PBGC to American Airlines: Preserve Pension Plans Despite Bankruptcy

Pension Benefit Guarantee Corporation director Josh Gotbaum is asserting that bankrupt American Airlines should not use Chapter 11 to jettison its pension plans.

(January 16, 2012)—Pension Benefit Guarantee Corporation (PBGC) director Josh Gotbaum has informed American Airlines that it should preserve its pension plans regardless of its current standing within Chapter 11 bankruptcy.

In a statement released late last week, Gotbaum said: “American has more than $4 billion in cash; some of that money should already have been paid into its pension plans. However, Congress, hoping to preserve plans, allowed American to defer the payments. It would be a tragedy if American repaid Congress’s generosity by turning around and killing the plans anyway.”
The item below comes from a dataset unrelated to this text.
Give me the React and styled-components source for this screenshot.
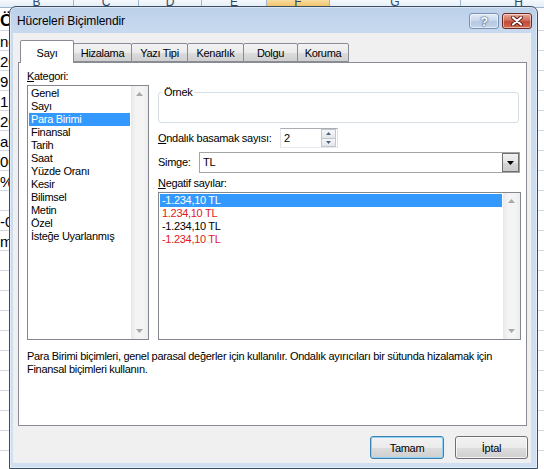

Recent statements by American Airlines’ lawyers suggest that the company is hoping to divest itself of its pension plans by passing them off onto the PBGC’s balance sheet.

Gotbaum’s statement was referring to a law passed in 2007 that allowed airlines to use a higher discount rate—8.25%, similar to public pension plan rates and significantly higher than the average corporate pension plan—in order to lower its projected benefit liabilities. This meant that American and other airlines had to contribute less to its pension plan at the time, and was seen by many as at odds with the intent of the Pension Protection Act of 2006, which was partially intended to force a lower assumed rate of return for plans.

According to PBGC calculations, the American Airlines’ combined plans currently have a 45% funding rate—a number considered extremely weak by most pension experts. The agency calculates that the plans have $8.3 billion in assets to cover $18.5 billion in benefit obligations. The airline, on the other hand, say the funding ratio is nearer to 80%, a difference that results, at least in part, from the discount rate used to calculate obligations.

Previously, Gotbaum has suggested that any jettisoning of American’s plans would result in lowered benefits for employees. When news first emerged of the airline’s bankruptcy, he said: “Unfortunately, when the agency assumed airline plans in the past, many people’s pensions were cut, in some cases dramatically. That’s why PBGC always tries first to preserve plans, even after companies enter bankruptcy. As we did with Visteon, and with some plans at Delta and Northwest Airlines, we will encourage American to fix its financial problems and still keep its pension plans.”